Inoltre la Corte dei Conti sez. giur. Campania ha sentenziato che i diritti primari non sono finanziariamnete condizionati neppure dal patto di stabilità che può essere derogato, a proposito della sentenza riguardante l’assunzione di circa 350 insegnanti nelle scuole comunali napoletane con contratti a tempo determinato. Tale scelta del Comune è maturata lo scorso anno e si contrapponeva alle rigide politiche di bilancio imposte dalla spending review e dal patto di stabilità. La Corte dei Conti ha però posto fine alla querelle, dando ragione all’amministrazione comunale e convalidando le assunzioni.

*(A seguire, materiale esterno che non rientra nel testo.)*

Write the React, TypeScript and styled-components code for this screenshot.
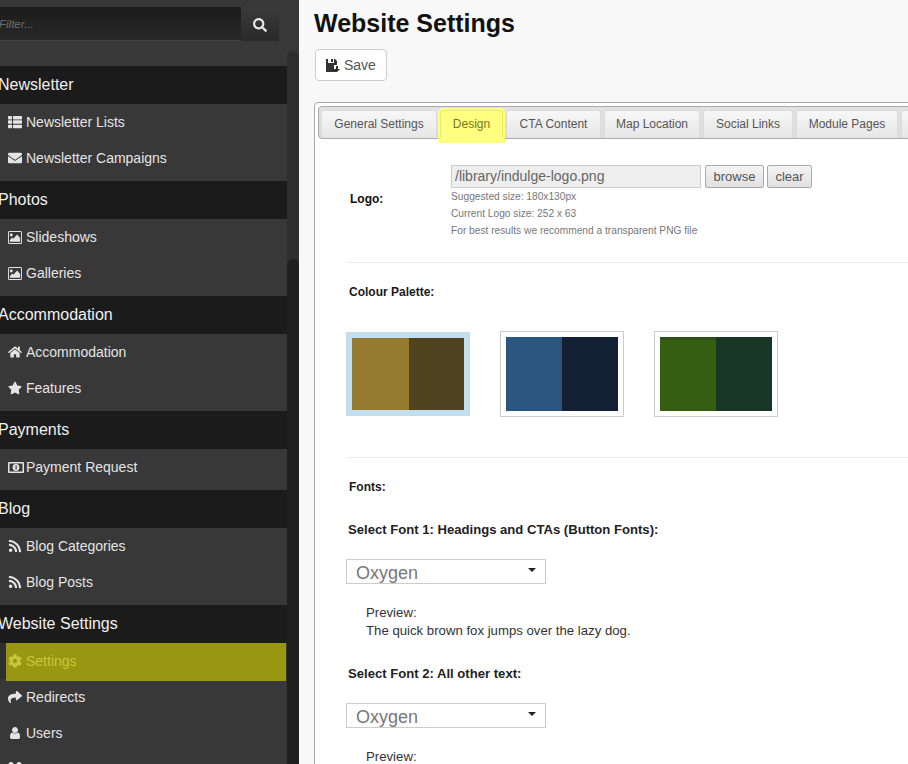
import { ReactNode } from "react";
import styled, { createGlobalStyle } from "styled-components";
import { FaCog, FaEnvelope, FaHome, FaRss, FaSearch, FaShare, FaStar, FaThList } from "react-icons/fa";

const GlobalStyle = createGlobalStyle`
  html, body {
    margin: 0;
    height: 100%;
    overflow: hidden;
    background: #f8f8f8;
    font-family: "Liberation Sans", Arial, sans-serif;
  }
`;

const Page = styled.div`
  display: flex;
  width: 908px;
  height: 764px;
  overflow: hidden;
`;

const Sidebar = styled.aside`
  flex: none;
  display: flex;
  width: 299px;
  height: 764px;
  overflow: hidden;
  background: #383838;
`;

const SidebarBody = styled.div`
  flex: none;
  width: 287px;
`;

const Track = styled.div`
  flex: none;
  width: 12px;
  margin-top: 51px;
  border-radius: 6px 6px 0 0;
  background: #2e2e2e;
  display: flex;
  flex-direction: column;
  justify-content: flex-end;
`;

const Thumb = styled.div`
  height: 505px;
  border-radius: 6px 6px 0 0;
  background: #1f1f1f;
`;

const FilterRow = styled.div`
  display: flex;
  width: 279px;
  height: 34px;
  margin: 7px 0 25px;
`;

const FilterInput = styled.div`
  flex: 1;
  background: linear-gradient(#1c1c1c, #272727);
  border-bottom: 1px solid #444;
  box-sizing: border-box;
  color: #6e6e6e;
  font-size: 11.5px;
  font-style: italic;
  line-height: 35px;
  text-indent: -1px;
`;

const FilterButton = styled.div`
  flex: none;
  width: 38px;
  height: 33px;
  margin-top: 1px;
  display: flex;
  align-items: center;
  justify-content: center;
  color: #e6e6e6;
  font-size: 14px;
  background: linear-gradient(#3a3a3a, #292929);
`;

const GroupTitle = styled.div`
  height: 38px;
  background: #1b1b1b;
  color: #f0f0f0;
  font-size: 16px;
  line-height: 38px;
  text-indent: -2px;
  overflow: hidden;
`;

const GroupItems = styled.div`
  padding-bottom: 5px;
`;

const Item = styled.div<{ $active?: boolean }>`
  position: relative;
  display: flex;
  align-items: center;
  box-sizing: border-box;
  height: ${(p) => (p.$active ? "38px" : "36px")};
  margin: ${(p) => (p.$active ? "0 1px -2px 6px" : "0")};
  padding-left: ${(p) => (p.$active ? "2px" : "8px")};
  padding-bottom: ${(p) => (p.$active ? "2px" : "0")};
  background: ${(p) => (p.$active ? "#999612" : "transparent")};
  color: ${(p) => (p.$active ? "#c9c736" : "#e4e4e4")};
  font-size: 14px;

  &::before {
    content: "";
    display: ${(p) => (p.$active ? "block" : "none")};
    position: absolute;
    top: 0;
    left: -6px;
    width: 6px;
    height: 36px;
    background: #2f2f2f;
  }
`;

const ItemIcon = styled.span`
  flex: none;
  width: 18px;
  display: flex;
  align-items: center;
  justify-content: flex-start;
  font-size: 14px;
`;

const Main = styled.main`
  flex: 1;
  min-width: 0;
  padding-left: 15px;
`;

const Title = styled.h1`
  margin: 0;
  padding-top: 8px;
  color: #111;
  font-size: 25px;
  font-weight: 700;
  line-height: 30px;
`;

const SaveButton = styled.button`
  display: flex;
  align-items: center;
  gap: 4px;
  width: 72px;
  height: 32px;
  margin: 11px 0 21px 1px;
  padding: 0 0 0 10px;
  background: #fff;
  border: 1px solid #ccc;
  border-radius: 4px;
  color: #555;
  font: 14px "Liberation Sans", Arial, sans-serif;
`;

const Panel = styled.section`
  width: 640px;
  height: 700px;
  box-sizing: border-box;
  padding: 3px 0 0 3px;
  background: #fff;
  border: 1px solid #aaa;
  border-radius: 4px 0 0 0;
`;

const TabBar = styled.div`
  display: flex;
  gap: 3px;
  height: 33px;
  box-sizing: border-box;
  padding: 3px 0 0 2px;
  background: linear-gradient(#e2e2e2, #dcdcdc);
  border: 1px solid #aaa;
  border-radius: 4px 0 0 4px;
`;

const Tab = styled.div<{ $active?: boolean; $width: number }>`
  position: relative;
  flex: none;
  width: ${(p) => p.$width}px;
  height: 28px;
  box-sizing: border-box;
  text-align: center;
  color: ${(p) => (p.$active ? "#77771a" : "#555")};
  font-size: 12px;
  line-height: 26px;
  background: ${(p) => (p.$active ? "#ffff80" : "linear-gradient(#f7f7f7, #e6e6e6)")};
  border: 1px solid ${(p) => (p.$active ? "#e8e86c" : "#dcdcdc")};
  border-bottom: none;
  border-radius: 3px 3px 0 0;
  box-shadow: ${(p) => (p.$active ? "0 0 0 2px #ffff80, 0 3px 0 2px #ffff80" : "none")};
`;

const Content = styled.div`
  padding-left: 28px;
  color: #222;
`;

const LogoRow = styled.div`
  display: flex;
  align-items: flex-start;
  height: 97px;
  padding-top: 26px;
  border-bottom: 1px solid #eee;
`;

const FieldLabel = styled.div`
  flex: none;
  width: 105px;
  margin-top: 27px;
  padding-left: 4px;
  box-sizing: border-box;
  font-size: 12px;
  font-weight: 700;
  color: #111;
`;

const LogoField = styled.div`
  display: flex;
  flex-direction: column;
`;

const InputRow = styled.div`
  display: flex;
  gap: 3px;
`;

const PathInput = styled.div`
  width: 250px;
  height: 23px;
  box-sizing: border-box;
  border: 1px solid #ccc;
  background: #eee;
  color: #666;
  font-size: 14px;
  line-height: 21px;
  padding-left: 3px;
  margin-right: 1px;
`;

const SmallButton = styled.button<{ $width: number }>`
  width: ${(p) => p.$width}px;
  height: 23px;
  padding: 0;
  box-sizing: border-box;
  background: linear-gradient(#f4f4f4, #e0e0e0);
  border: 1px solid #aaa;
  border-radius: 2px;
  color: #555;
  font: 13px "Liberation Sans", Arial, sans-serif;
`;

const Hint = styled.div`
  color: #777;
  font-size: 10.2px;
  line-height: 17px;
`;

const PaletteSection = styled.div`
  height: 194px;
  border-bottom: 1px solid #eee;
`;

const SectionLabel = styled.div`
  padding: 21px 0 0 3px;
  font-size: 12px;
  font-weight: 700;
  color: #1a1a1a;
  line-height: 16px;
`;

const Swatches = styled.div`
  display: flex;
  gap: 30px;
  margin-top: 31px;
`;

const Swatch = styled.div<{ $selected?: boolean }>`
  display: flex;
  flex: none;
  width: 124px;
  height: ${(p) => (p.$selected ? "84px" : "86px")};
  margin-top: ${(p) => (p.$selected ? "1px" : "0")};
  box-sizing: border-box;
  padding: 5px;
  border: 1px solid ${(p) => (p.$selected ? "#c8dbe6" : "#ccc")};
  background: ${(p) => (p.$selected ? "#c2dfef" : "#fff")};
`;

const SwatchColor = styled.div<{ $color: string; $width: number; $shade?: string }>`
  flex: none;
  width: ${(p) => p.$width}px;
  background: ${(p) => p.$color};
  box-shadow: ${(p) => p.$shade ?? "none"};
`;

const FontLabel = styled.div<{ $top: number }>`
  margin-top: ${(p) => p.$top}px;
  padding-left: 2px;
  font-size: 13.1px;
  font-weight: 700;
  color: #222;
  line-height: 18px;
`;

const FontSelect = styled.div`
  position: relative;
  width: 200px;
  height: 25px;
  box-sizing: border-box;
  margin-top: 20px;
  padding-left: 9px;
  border: 1px solid #ccc;
  color: #777;
  font-size: 18px;
  line-height: 26px;
  overflow: hidden;
`;

const Caret = styled.span`
  position: absolute;
  top: 8px;
  right: 9px;
  border-left: 4px solid transparent;
  border-right: 4px solid transparent;
  border-top: 4px solid #222;
`;

const Preview = styled.div`
  padding: 20px 0 0 20px;
  font-size: 13.2px;
  line-height: 18px;
  color: #333;
`;

const PictureIcon = () => (
  <svg width="14" height="13" viewBox="0 128 1920 1536" preserveAspectRatio="none" fill="currentColor">
    <path d="M640 576q0 80-56 136t-136 56-136-56-56-136 56-136 136-56 136 56 56 136zm1024 384v448h-1408v-192l320-320 160 160 512-512zm96-704h-1600q-13 0-22.5 9.5t-9.5 22.5v1216q0 13 9.5 22.5t22.5 9.5h1600q13 0 22.5-9.5t9.5-22.5v-1216q0-13-9.5-22.5t-22.5-9.5zm160 32v1216q0 66-47 113t-113 47h-1600q-66 0-113-47t-47-113v-1216q0-66 47-113t113-47h1600q66 0 113 47t47 113z" />
  </svg>
);

const MoneyIcon = () => (
  <svg width="16" height="11" viewBox="0 0 16 11">
    <rect width="16" height="11" rx="1" fill="currentColor" />
    <rect x="1.5" y="1.5" width="13" height="8" fill="#383838" />
    <circle cx="8" cy="5.5" r="3.4" fill="currentColor" />
    <rect x="7.5" y="3.5" width="1.2" height="4" fill="#383838" />
  </svg>
);

const UserIcon = () => (
  <svg width="14" height="14" viewBox="0 0 1792 1792" fill="currentColor">
    <path d="M1536 1399q0 109-62.5 187t-150.5 78h-854q-88 0-150.5-78t-62.5-187q0-85 8.5-160.5t31.5-151.5 58.5-130 94-88.5 134.5-34.5q131 128 313 128t313-128q76 0 134.5 34.5t94 88.5 58.5 130 31.5 151.5 8.5 160.5zm-256-887q0 159-112.5 271.5t-271.5 112.5-271.5-112.5-112.5-271.5 112.5-271.5 271.5-112.5 271.5 112.5 112.5 271.5z" />
  </svg>
);

const PairIcon = () => (
  <svg width="14" height="14" viewBox="0 0 14 14" fill="currentColor">
    <circle cx="3" cy="2.6" r="2.6" />
    <circle cx="11" cy="2.6" r="2.6" />
    <path d="M0 12V7.5Q0 6 1.5 6h3Q6 6 6 7.5V12zM8 12V7.5Q8 6 9.5 6h3Q14 6 14 7.5V12z" />
  </svg>
);

const SaveIcon = () => (
  <svg width="14" height="13" viewBox="0 0 14 13" fill="#333">
    <path d="M0 0h2v4h6V0h1l2 2v4H8v4h1.2L11 12v1H0z" />
    <path d="M5 0h2v3H5zM10 7h2v3h2l-3 3-3-3h2z" />
  </svg>
);

const groups: { title: string; items: { icon: ReactNode; label: string; active?: boolean }[] }[] = [
  {
    title: "Newsletter",
    items: [
      { icon: <FaThList />, label: "Newsletter Lists" },
      { icon: <FaEnvelope />, label: "Newsletter Campaigns" },
    ],
  },
  {
    title: "Photos",
    items: [
      { icon: <PictureIcon />, label: "Slideshows" },
      { icon: <PictureIcon />, label: "Galleries" },
    ],
  },
  {
    title: "Accommodation",
    items: [
      { icon: <FaHome />, label: "Accommodation" },
      { icon: <FaStar />, label: "Features" },
    ],
  },
  { title: "Payments", items: [{ icon: <MoneyIcon />, label: "Payment Request" }] },
  {
    title: "Blog",
    items: [
      { icon: <FaRss />, label: "Blog Categories" },
      { icon: <FaRss />, label: "Blog Posts" },
    ],
  },
  {
    title: "Website Settings",
    items: [
      { icon: <FaCog />, label: "Settings", active: true },
      { icon: <FaShare />, label: "Redirects" },
      { icon: <UserIcon />, label: "Users" },
      { icon: <PairIcon />, label: "" },
    ],
  },
];

const tabs = [
  { label: "General Settings", width: 116 },
  { label: "Design", width: 63, active: true },
  { label: "CTA Content", width: 95 },
  { label: "Map Location", width: 96 },
  { label: "Social Links", width: 90 },
  { label: "Module Pages", width: 102 },
  { label: "", width: 40 },
];

export default function App() {
  return (
    <Page>
      <GlobalStyle />
      <Sidebar>
        <SidebarBody>
          <FilterRow>
            <FilterInput>Filter...</FilterInput>
            <FilterButton>
              <FaSearch />
            </FilterButton>
          </FilterRow>
          {groups.map((group) => (
            <div key={group.title}>
              <GroupTitle>{group.title}</GroupTitle>
              <GroupItems>
                {group.items.map((item) => (
                  <Item key={item.label} $active={item.active}>
                    <ItemIcon>{item.icon}</ItemIcon>
                    {item.label}
                  </Item>
                ))}
              </GroupItems>
            </div>
          ))}
        </SidebarBody>
        <Track>
          <Thumb />
        </Track>
      </Sidebar>
      <Main>
        <Title>Website Settings</Title>
        <SaveButton>
          <SaveIcon />
          Save
        </SaveButton>
        <Panel>
          <TabBar>
            {tabs.map((tab) => (
              <Tab key={tab.width} $width={tab.width} $active={tab.active}>
                {tab.label}
              </Tab>
            ))}
          </TabBar>
          <Content>
            <LogoRow>
              <FieldLabel>Logo:</FieldLabel>
              <LogoField>
                <InputRow>
                  <PathInput>/library/indulge-logo.png</PathInput>
                  <SmallButton $width={59}>browse</SmallButton>
                  <SmallButton $width={45}>clear</SmallButton>
                </InputRow>
                <Hint>Suggested size: 180x130px</Hint>
                <Hint>Current Logo size: 252 x 63</Hint>
                <Hint>For best results we recommend a transparent PNG file</Hint>
              </LogoField>
            </LogoRow>
            <PaletteSection>
              <SectionLabel>Colour Palette:</SectionLabel>
              <Swatches>
                <Swatch $selected>
                  <SwatchColor $color="#967a2f" $width={57} />
                  <SwatchColor $color="#4f4320" $width={55} />
                </Swatch>
                <Swatch>
                  <SwatchColor $color="#2b567f" $width={56} $shade="inset -2px 0 0 #34507a" />
                  <SwatchColor $color="#142135" $width={56} />
                </Swatch>
                <Swatch>
                  <SwatchColor $color="#355e13" $width={56} $shade="inset 0 3px 0 #2f5218" />
                  <SwatchColor $color="#173625" $width={56} />
                </Swatch>
              </Swatches>
            </PaletteSection>
            <SectionLabel>Fonts:</SectionLabel>
            <FontLabel $top={26}>Select Font 1: Headings and CTAs (Button Fonts):</FontLabel>
            <FontSelect>
              Oxygen
              <Caret />
            </FontSelect>
            <Preview>
              Preview:
              <br />
              The quick brown fox jumps over the lazy dog.
            </Preview>
            <FontLabel $top={25}>Select Font 2: All other text:</FontLabel>
            <FontSelect>
              Oxygen
              <Caret />
            </FontSelect>
            <Preview>Preview:</Preview>
          </Content>
        </Panel>
      </Main>
    </Page>
  );
}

Una mossa coraggiosa, in deroga ai vincoli imposti dalle politiche di austerity in vigore in questi anni di crisi economico/finanziaria, la cui conclusione dinanzi alla magistratura contabile crea un importante precedente. Le amministrazioni potranno “osare” e agire in deroga al patto di stabilità, utilizzando la liquidità disponibile per intervenire a sanare situazioni critiche in questioni inerenti servizi di pubblica utilità, come nel caso della scuola.
Senza una lettura della trappola del debito e dell’attacco agli enti locali come presidi della democrazia di prossimità degli abitanti di un territorio, si finisce per divenire gli esecutori terminali delle dottrine monetariste e delle politiche liberiste europee e nazionali; cui si aderisce senza quasi rendersene conto, continuando invece a raccontarsi che stia cambiando la città.
Non vorrei che il risultato finale fossero delle giunte nuove, pure e “primaverili” che gestiscono privatizzazioni dei beni comuni e dei servizi pubblici e l’espropriazione di democrazia.
Mi sembra di essere in una nave che ha innestato la marcia indietro, con il timone guasto e la rotta verso una diga. Prima o poi andremo a sbattere, perche’ ce lo impongono le regole, il mercato, le leggi, gli equilibri economici complessivi.
Visto che non mi consolerebbe dire “io l’avevo detto”, anche se non ce lo impone la procedura. “spegniamo i motori e invertiamo la direzione”.